8. Eliminate policy confusion
Recent changes to tax rules have scared off foreign investors and made it harder to do business in India.
“Investor confidence has eroded, with executed contracts being reopened or threatened to be reopened by the government, stance on taxation being ambiguous and investors being consequently left in the lurch,” said the India head of a foreign asset manager.
“Such procedural hurdles vindicate the increasingly popular opinion of many fund managers that India is a difficult place to invest and do business in.”
The government needs to remove lingering uncertainties over the general anti-avoidance rule and the Mauritius-India tax treaty, among other rules, so that investors – both domestic and offshore – see greater predictability in policy.
“If it is perceived that changes happen randomly and, occasionally, also retrospectively, the ability to take long-term investment decisions is curtailed,” said R Gurumurthy, head of corporate and institutional banking at Ratnakar Bank.
9. Simplify legal framework
India needs to review its archaic laws around environmental approvals, land acquisition and allocating natural resources. The present drafts of the Food Security Bill and the Land Acquisition Bill, however, threaten to make India’s macroeconomic situation worse.

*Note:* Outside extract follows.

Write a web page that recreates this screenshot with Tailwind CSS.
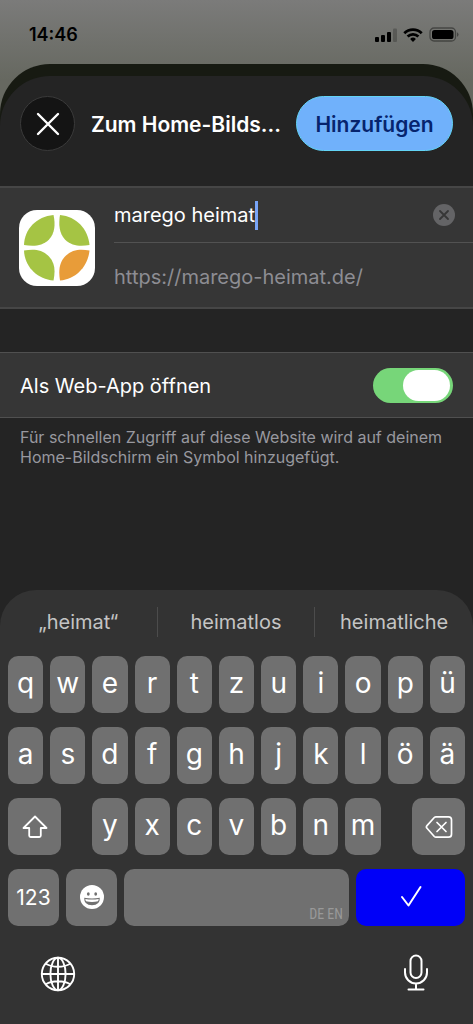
<!DOCTYPE html>
<html lang="de">
<head>
<meta charset="utf-8">
<meta name="viewport" content="width=device-width, initial-scale=1">
<title>Zum Home-Bildschirm</title>
<script src="https://cdn.jsdelivr.net/npm/@tailwindcss/browser@4"></script>
</head>
<body class="flex min-h-screen flex-col bg-[#6a6b65] bg-linear-to-b from-[#7b7b7a] from-0% to-[#666860] to-[80px] font-[Inter,sans-serif] text-white">
  <header class="flex h-16 shrink-0 items-center justify-between pr-[14px] pl-[29px] pt-[5px] text-black">
    <time class="text-lg font-semibold">14:46</time>
    <div class="flex items-center gap-[6px]">
      <svg class="h-[14px] w-[22px]" viewBox="0 0 22 14" fill="currentColor" aria-label="Mobilfunk">
        <rect x="0" y="9" width="4" height="5" rx="1"/><rect x="6" y="7" width="4" height="7" rx="1"/><rect x="12" y="4" width="4" height="10" rx="1"/><rect x="18" y="0.500" width="4" height="13.500" rx="1" opacity=".22"/>
      </svg>
      <svg class="h-[14px] w-5" viewBox="0 0 20 14" fill="none" stroke="currentColor" stroke-width="2.800" aria-label="WLAN">
        <path d="M1.300 5.200a12.500 12.500 0 0 1 17.400 0"/><path d="M4.600 8.600a7.800 7.800 0 0 1 10.800 0"/><path d="M10 14 7.100 11a4.200 4.200 0 0 1 5.800 0Z" fill="currentColor" stroke="none"/>
      </svg>
      <svg class="h-[15px] w-[30px]" viewBox="0 0 30 15" aria-label="Batterie">
        <rect x="1" y="1" width="25.500" height="13" rx="4" fill="none" stroke="#000" stroke-opacity=".4" stroke-width="1.300"/><rect x="3" y="3" width="21.500" height="9" rx="2.600"/><path d="M28 5.200a2.500 2.500 0 0 1 0 4.600Z" fill-opacity=".4"/>
      </svg>
    </div>
  </header>

  <div class="flex grow flex-col rounded-t-[50px] bg-[#171a12] pt-3">
    <main class="flex grow flex-col rounded-t-[50px] bg-[#242424]">
      <div class="flex h-[110px] items-center gap-4 px-5 pb-[15px]">
        <button aria-label="Schließen" class="flex size-[55px] shrink-0 items-center justify-center rounded-full border border-[#3a3a3a] bg-[#141414]">
          <svg class="size-6" viewBox="0 0 24 24" fill="none" stroke="#fff" stroke-width="2.400" stroke-linecap="round"><path d="M2 2 22 22M22 2 2 22"/></svg>
        </button>
        <h1 class="min-w-0 grow pt-0.5 text-[21px] font-semibold whitespace-nowrap">Zum Home-Bilds...</h1>
        <button class="h-[55px] w-[157px] shrink-0 rounded-full border border-[#62d3f5] bg-[#70b1fb] pt-0.5 text-[21px] font-semibold text-[#06246e]">Hinzufügen</button>
      </div>

      <section class="flex items-center border-y-2 border-[#464646] bg-[#363636] pl-[19px]">
        <svg class="size-[76px] shrink-0" viewBox="0 0 76 76" aria-label="marego heimat">
          <rect width="76" height="76" rx="18" fill="#fff"/>
          <g fill="#a5c444">
            <path d="M34.500 5C36.500 14 36 23 30 29.500 23 36.500 14 36.500 5 35 5.500 19 17.500 6.500 34.500 5Z"/>
            <path d="M41 5C39.500 14 40 23 46 29.500 53 36.500 62 36.500 70.500 35 69 19 57.500 6.500 41 5Z"/>
            <path d="M34.500 70.500C36.500 61 36 53 30 46.500 23 39 14 39 5 40.500 5.500 56 17.500 69 34.500 70.500Z"/>
          </g>
          <path fill="#e89c39" d="M41 70.500C39.500 61 40 53 46 46.500 53 39 62 39 70.500 40.500 69 56 57.500 69 41 70.500Z"/>
        </svg>
        <div class="ml-[19px] min-w-0 grow">
          <div class="flex h-[55px] items-center border-b border-[#525252] pr-[18px]">
            <input aria-label="Name" value="marego heimat" class="field-sizing-content bg-transparent text-xl outline-none">
            <span class="h-[29px] w-[3px] shrink-0 bg-[#78a5f8]"></span>
            <button aria-label="Text löschen" class="ml-auto">
              <svg class="size-[22px]" viewBox="0 0 22 22"><circle cx="11" cy="11" r="11" fill="#646466"/><path d="m7 7 8 8m0-8-8 8" stroke="#363636" stroke-width="1.800" stroke-linecap="round"/></svg>
            </button>
          </div>
          <a href="https://marego-heimat.de/" class="flex h-16 items-center pt-1 text-xl text-[#8d8d93]">https://marego-heimat.de/</a>
        </div>
      </section>

      <section class="mt-[43px] flex h-[66px] items-center justify-between border-y border-[#505050] bg-[#363636] px-5">
        <label for="webapp" class="pt-0.5 text-xl">Als Web-App öffnen</label>
        <input id="webapp" type="checkbox" role="switch" checked class="flex h-[35px] w-20 appearance-none items-center justify-end rounded-full bg-[#77d679] px-[3px] before:h-[31px] before:w-[47px] before:rounded-full before:bg-white before:content-['']">
      </section>
      <p class="px-5 pt-[9px] text-base leading-5 text-[#98989f]">Für schnellen Zugriff auf diese Website wird auf deinem Home-Bildschirm ein Symbol hinzugefügt.</p>

      <div class="mt-auto rounded-t-[36px] bg-[#333] px-2">
        <div class="-mx-2 grid h-[66px] grid-cols-3 items-center divide-x divide-[#4c4c4c] pb-0.5 text-xl text-[#c4c4c4]">
          <button class="h-[30px]">„heimat“</button>
          <button class="h-[30px]">heimatlos</button>
          <button class="h-[30px]">heimatliche</button>
        </div>
        <div class="grid grid-cols-11 gap-x-[7px] gap-y-[14px] text-[28px] leading-8 *:flex *:h-[57px] *:items-center *:justify-center *:rounded-[10px] *:bg-[#707070] *:pb-1">
          <button>q</button><button>w</button><button>e</button><button>r</button><button>t</button><button>z</button><button>u</button><button>i</button><button>o</button><button>p</button><button>ü</button>
          <button>a</button><button>s</button><button>d</button><button>f</button><button>g</button><button>h</button><button>j</button><button>k</button><button>l</button><button>ö</button><button>ä</button>
          <button aria-label="Umschalttaste" class="col-span-2 w-[53px]">
            <svg class="mt-1 h-6 w-[26px]" viewBox="0 0 26 24" fill="none" stroke="#fff" stroke-width="1.800" stroke-linejoin="round"><path d="M13 1.500 1.500 13H7.200v7.500q0 1.500 1.500 1.500h8.600q1.500 0 1.500-1.500V13h5.700Z"/></svg>
          </button>
          <button>y</button><button>x</button><button>c</button><button>v</button><button>b</button><button>n</button><button>m</button>
          <button aria-label="Löschen" class="col-span-2 w-[53px] justify-self-end">
            <svg class="mt-1 h-6 w-7" viewBox="0 0 28 24" fill="none" stroke="#fff" stroke-width="1.700" stroke-linecap="round" stroke-linejoin="round"><path d="M11 1.800h12.500q3 0 3 3v14.400q0 3-3 3H11q-1 0-1.700-.7L2 13.300q-1.200-1.300 0-2.600L9.300 2.500q.7-.7 1.700-.7Z"/><path d="m12 7.500 9 9m0-9-9 9"/></svg>
          </button>
        </div>
        <div class="mt-[14px] flex gap-[7px] *:h-[57px] *:rounded-[10px]">
          <button class="w-[51px] bg-[#707070] text-[21px]">123</button>
          <button aria-label="Emoji" class="flex w-[51px] items-center justify-center bg-[#707070] pb-0.5">
            <svg class="size-6" viewBox="0 0 24 24"><circle cx="12" cy="12" r="12" fill="#fff"/><g fill="#707070"><ellipse cx="8.300" cy="9" rx="1.400" ry="1.800"/><ellipse cx="15.700" cy="9" rx="1.400" ry="1.800"/><path d="M4.200 12.800q7.800 1.200 15.600 0 .4 7.400-7.800 7.400t-7.800-7.400Z"/></g><path d="M5.300 14q6.700 1 13.400 0-.1 1.400-.7 2.300-6 1.500-12 0-.6-.9-.7-2.300Z" fill="#fff"/></svg>
          </button>
          <button aria-label="Leerzeichen" class="flex grow items-end justify-end bg-[#707070] pr-[6px] pb-1 font-['Roboto_Condensed',Roboto,sans-serif] text-sm leading-4 text-[#999]">DE EN</button>
          <button aria-label="Fertig" class="flex w-[109px] items-center justify-center bg-[#0000f8] pb-1">
            <svg class="h-[22px] w-[22px]" viewBox="0 0 22 22" fill="none" stroke="#fff" stroke-width="2" stroke-linecap="round" stroke-linejoin="round"><path d="m2 12 6.500 8.500L20.500 2"/></svg>
          </button>
        </div>
        <div class="flex h-[98px] items-start justify-between px-8 pt-7">
          <button aria-label="Tastatur wechseln" class="mt-0.5">
            <svg class="size-9" viewBox="0 0 36 36" fill="none" stroke="#fff" stroke-width="1.900"><circle cx="18" cy="18" r="16.200"/><ellipse cx="18" cy="18" rx="7.600" ry="16.200"/><path d="M18 1.800v32.400M1.800 18h32.400M5.800 7.800q5 3 12.200 3t12.200-3M5.800 28.200q5-3 12.200-3t12.200 3"/></svg>
          </button>
          <button aria-label="Diktieren" class="mr-1">
            <svg class="h-[37px] w-[26px]" viewBox="0 0 26 37" fill="none" stroke="#fff" stroke-width="2" stroke-linecap="round"><rect x="7.500" y="1.500" width="11" height="22.500" rx="5.500"/><path d="M2 15v3.500a11 11 0 0 0 22 0V15M13 29.500v6M5.500 35.500h15"/></svg>
          </button>
        </div>
      </div>
    </main>
  </div>
</body>
</html>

“Both the bills have come at an inopportune time and the government has to convince the markets that the Food Security Bill will not severely deteriorate the deficit and the Land Acquisition Bill will not hamper economic development,” said the head of Indian ECM origination at a global bank.
10. Reform tax regime
It is likely that the trigger for a revival in investor appetite will come only after the national elections, due by May 2014. Once voting is out of the way, however, ministers need to begin work on long-term fiscal improvements, such as the long-awaited adoption of a goods and services tax – although India’s constitution must be changed first.
Implementing GST will have fiscal benefits, boosting compliance and tax revenues for states and the central government. The higher transparency can even lure more foreign investment.
“A [GST] system would create a single common market in the country, one which hasn’t existed so far, and would rationalise and reduce the burden of taxation across the supply chain,” said Gaurav Kapur, senior economist in India for Royal Bank of Scotland.